You reserve a room and the movie you want, download it, order the food and you don't see anybody. You can also choose your atmosphere - from the smell to the temperature and you watch the movie. In this environment you can have a conversation or interact with people and see the movie that you like," she says.
So who is going to snap up these properties and products? KAKS customers, Andari explains, will be like-minded people or ‘minipreneurs' referring to a number of consumers turning themselves into entrepreneurs to address a gap in the market and individuals with a desire to customise and individualise their homes without the expense.
Much of the project has already been designed, however, the user will decide on the final finishes.
"It is already fully designed but it is always necessary to go back to that client and show it to them, to get his feedback.
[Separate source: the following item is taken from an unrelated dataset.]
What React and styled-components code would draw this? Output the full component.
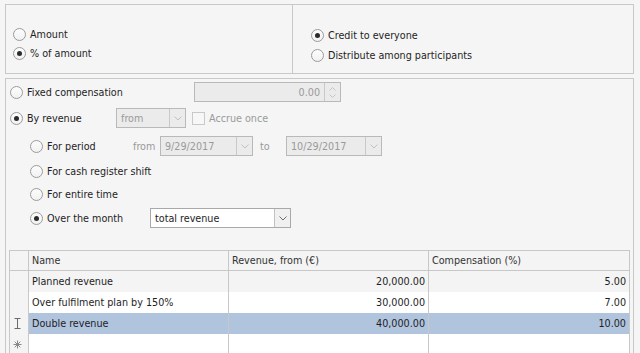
import React from "react";
import styled, { createGlobalStyle } from "styled-components";

const GlobalStyle = createGlobalStyle`
  body {
    margin: 0;
    background: #f5f5f5;
    font-family: "DejaVu Sans Condensed", Tahoma, "Liberation Sans", sans-serif;
    font-size: 10.7px;
    color: #1e1e1e;
  }
`;

const Page = styled.div`
  width: 640px;
  height: 353px;
  overflow: hidden;
  box-sizing: border-box;
  padding: 4px 6px 0 5px;
`;

const TopRow = styled.div`
  display: flex;
  height: 70px;
`;

const Group = styled.div`
  box-sizing: border-box;
  border: 1px solid #c8c8c8;
  border-right: ${(p) => (p.$open ? "none" : "1px solid #c8c8c8")};
  width: ${(p) => p.$width || "auto"};
  flex: ${(p) => (p.$width ? "none" : 1)};
  padding: 20px 0 0 ${(p) => p.$pad}px;
`;

const Options = styled.div`
  box-sizing: border-box;
  margin-top: 4px;
  border: 1px solid #c8c8c8;
  border-bottom: none;
  height: 280px;
  padding: 3px 3px 0 3px;
`;

const Row = styled.div`
  display: flex;
  align-items: center;
  height: ${(p) => p.$h || 20}px;
  margin-top: ${(p) => p.$mt || 0}px;
  padding-left: ${(p) => p.$indent || 1}px;
`;

const RadioItem = styled.label`
  display: flex;
  align-items: center;
  gap: 4px;
  width: ${(p) => (p.$w ? p.$w + "px" : "auto")};
  flex: none;
  white-space: nowrap;
`;

const RadioCircle = styled.span`
  position: relative;
  box-sizing: border-box;
  width: 13px;
  height: 13px;
  border-radius: 50%;
  border: 1px solid #9b9b9b;
  background: linear-gradient(#fdfdfd, #f1f1f1);
  flex: none;
  &::after {
    content: "";
    display: ${(p) => (p.$on ? "block" : "none")};
    position: absolute;
    left: 3px;
    top: 3px;
    width: 5px;
    height: 5px;
    border-radius: 50%;
    background: #2b2b2b;
  }
`;

const Muted = styled.span`
  color: #9a9a9a;
  width: ${(p) => p.$w}px;
  margin-left: ${(p) => p.$ml || 0}px;
  flex: none;
`;

const Box = styled.div`
  box-sizing: border-box;
  display: flex;
  align-items: stretch;
  width: ${(p) => p.$w}px;
  height: ${(p) => p.$h || 20}px;
  border: 1px solid ${(p) => (p.$off ? "#b9b9b9" : "#a9a9a9")};
  background: ${(p) => (p.$off ? "#ebebeb" : "#ffffff")};
  color: ${(p) => (p.$off ? "#9a9a9a" : "#1e1e1e")};
  flex: none;
`;

const BoxText = styled.div`
  flex: 1;
  display: flex;
  align-items: center;
  justify-content: ${(p) => (p.$right ? "flex-end" : "flex-start")};
  padding: 0 4px;
  white-space: nowrap;
  overflow: hidden;
`;

const DropButton = styled.div`
  width: 15px;
  border-left: 1px solid ${(p) => (p.$off ? "#c9c9c9" : "#c2c2c2")};
  background: ${(p) => (p.$off ? "#ebebeb" : "#f0f0f0")};
  display: flex;
  align-items: center;
  justify-content: center;
`;

const SpinButtons = styled.div`
  width: 15px;
  border-left: 1px solid #c9c9c9;
  display: flex;
  flex-direction: column;
  align-items: center;
  justify-content: center;
  gap: 3px;
`;

const CheckBox = styled.span`
  box-sizing: border-box;
  width: 13px;
  height: 13px;
  border: 1px solid #c9c9c9;
  background: #f7f7f7;
  margin: 0 4px 0 6px;
  flex: none;
`;

const Grid = styled.div`
  margin-top: 22px;
  border: 1px solid #c8c8c8;
  border-bottom: none;
  display: grid;
  grid-template-columns: 19px 200px 200px 200px;
`;

const Cell = styled.div`
  box-sizing: border-box;
  height: ${(p) => (p.$head ? 20 : 21)}px;
  border-right: ${(p) => (p.$last ? "none" : "1px solid #c8c8c8")};
  border-bottom: ${(p) => (p.$head ? "1px solid #c8c8c8" : "none")};
  background: ${(p) => p.$bg};
  color: ${(p) => (p.$head ? "#333" : "#1e1e1e")};
  display: flex;
  align-items: center;
  justify-content: ${(p) => (p.$right ? "flex-end" : p.$center ? "center" : "flex-start")};
  padding: 0 3px 0 ${(p) => (p.$center ? 0 : 3)}px;
  white-space: nowrap;
  overflow: hidden;
`;

const Chevron = ({ color }) => (
  <svg width="8" height="5" viewBox="0 0 8 5">
    <polyline points="0.5,0.5 4,4 7.5,0.5" fill="none" stroke={color} strokeWidth="1" />
  </svg>
);

const SpinArrow = ({ up }) => (
  <svg width="7" height="4" viewBox="0 0 7 4">
    <polyline
      points={up ? "0.5,3.5 3.5,0.5 6.5,3.5" : "0.5,0.5 3.5,3.5 6.5,0.5"}
      fill="none"
      stroke="#c4c4c4"
      strokeWidth="1"
    />
  </svg>
);

const IBeam = () => (
  <svg width="7" height="11" viewBox="0 0 7 11">
    <path d="M0.5 0.5h6M0.5 10.5h6M3.5 0.5v10" stroke="#6a6a6a" strokeWidth="1" fill="none" />
  </svg>
);

const NewRowMark = () => (
  <svg width="9" height="9" viewBox="0 0 9 9">
    <path
      d="M4.5 0.5v8M0.5 4.5h8M1.7 1.7l5.6 5.6M7.3 1.7l-5.6 5.6"
      stroke="#8a8a8a"
      strokeWidth="1"
      fill="none"
    />
  </svg>
);

const Radio = ({ on, label, w }) => (
  <RadioItem $w={w}>
    <RadioCircle $on={on} />
    <span>{label}</span>
  </RadioItem>
);

const Combo = ({ w, value, off }) => (
  <Box $w={w} $off={off}>
    <BoxText>{value}</BoxText>
    <DropButton $off={off}>
      <Chevron color={off ? "#c0c0c0" : "#6c6c6c"} />
    </DropButton>
  </Box>
);

const rows = [
  { name: "Planned revenue", from: "20,000.00", pct: "5.00", bg: "#f4f4f4" },
  { name: "Over fulfilment plan by 150%", from: "30,000.00", pct: "7.00", bg: "#ffffff" },
  { name: "Double revenue", from: "40,000.00", pct: "10.00", bg: "#b0c4de", mark: <IBeam /> },
  { name: "", from: "", pct: "", bg: "#ffffff", mark: <NewRowMark /> },
];

export default function App() {
  return (
    <Page>
      <GlobalStyle />
      <TopRow>
        <Group $width="287px" $open $pad={6}>
          <Row $h={19} $indent={0}>
            <Radio label="Amount" />
          </Row>
          <Row $h={19} $indent={0}>
            <Radio on label="% of amount" />
          </Row>
        </Group>
        <Group $pad={17}>
          <Row $indent={0}>
            <Radio on label="Credit to everyone" />
          </Row>
          <Row $indent={0}>
            <Radio label="Distribute among participants" />
          </Row>
        </Group>
      </TopRow>

      <Options>
        <Row $indent={1}>
          <Radio label="Fixed compensation" w={184} />
          <Box $w={147} $off>
            <BoxText $right>0.00</BoxText>
            <SpinButtons>
              <SpinArrow up />
              <SpinArrow />
            </SpinButtons>
          </Box>
        </Row>
        <Row $mt={6} $indent={1}>
          <Radio on label="By revenue" w={106} />
          <Combo w={70} value="from" off />
          <CheckBox />
          <Muted>Accrue once</Muted>
        </Row>
        <Row $mt={8} $indent={21}>
          <Radio label="For period" w={103} />
          <Muted $w={27}>from</Muted>
          <Combo w={93} value="9/29/2017" off />
          <Muted $w={26} $ml={7}>to</Muted>
          <Combo w={96} value="10/29/2017" off />
        </Row>
        <Row $mt={5} $indent={21}>
          <Radio label="For cash register shift" />
        </Row>
        <Row $mt={3} $indent={21}>
          <Radio label="For entire time" />
        </Row>
        <Row $mt={4} $indent={21}>
          <Radio on label="Over the month" w={120} />
          <Combo w={141} value="total revenue" />
        </Row>

        <Grid>
          <Cell $head $bg="#f4f4f4" />
          <Cell $head $bg="#f4f4f4">Name</Cell>
          <Cell $head $bg="#f4f4f4">Revenue, from (€)</Cell>
          <Cell $head $last $bg="#f4f4f4">Compensation (%)</Cell>
          {rows.map((r, i) => (
            <React.Fragment key={i}>
              <Cell $bg="#f4f4f4" $center>{r.mark}</Cell>
              <Cell $bg={r.bg}>{r.name}</Cell>
              <Cell $bg={r.bg} $right>{r.from}</Cell>
              <Cell $bg={r.bg} $right $last>{r.pct}</Cell>
            </React.Fragment>
          ))}
        </Grid>
      </Options>
    </Page>
  );
}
When we see the twinkle in our client's eyes, we know we have done a good job."
One of the biggest gripes architects and interior designers have is the difficulty they have changing a project or development half way through production, in part to the costs required, however, Andari maintains this will not push the overall cost up. "Absolutely it is possible to change. It is always important to attract the consumer. We've designed houses from start to finish but it's always very important to interact with the buyers.
"This trend is not about mass producing, it's about building in places far from the spotlight and at the moment Dubai is the spotlight. Our project is exactly the type of development we are looking to develop but more importantly it is about happiness, "Andari says. For now, the two of them at least seem more than happy with the concept they designed. All that is left now is for buyers of the homes they have developed the reap the benefits of happynomics.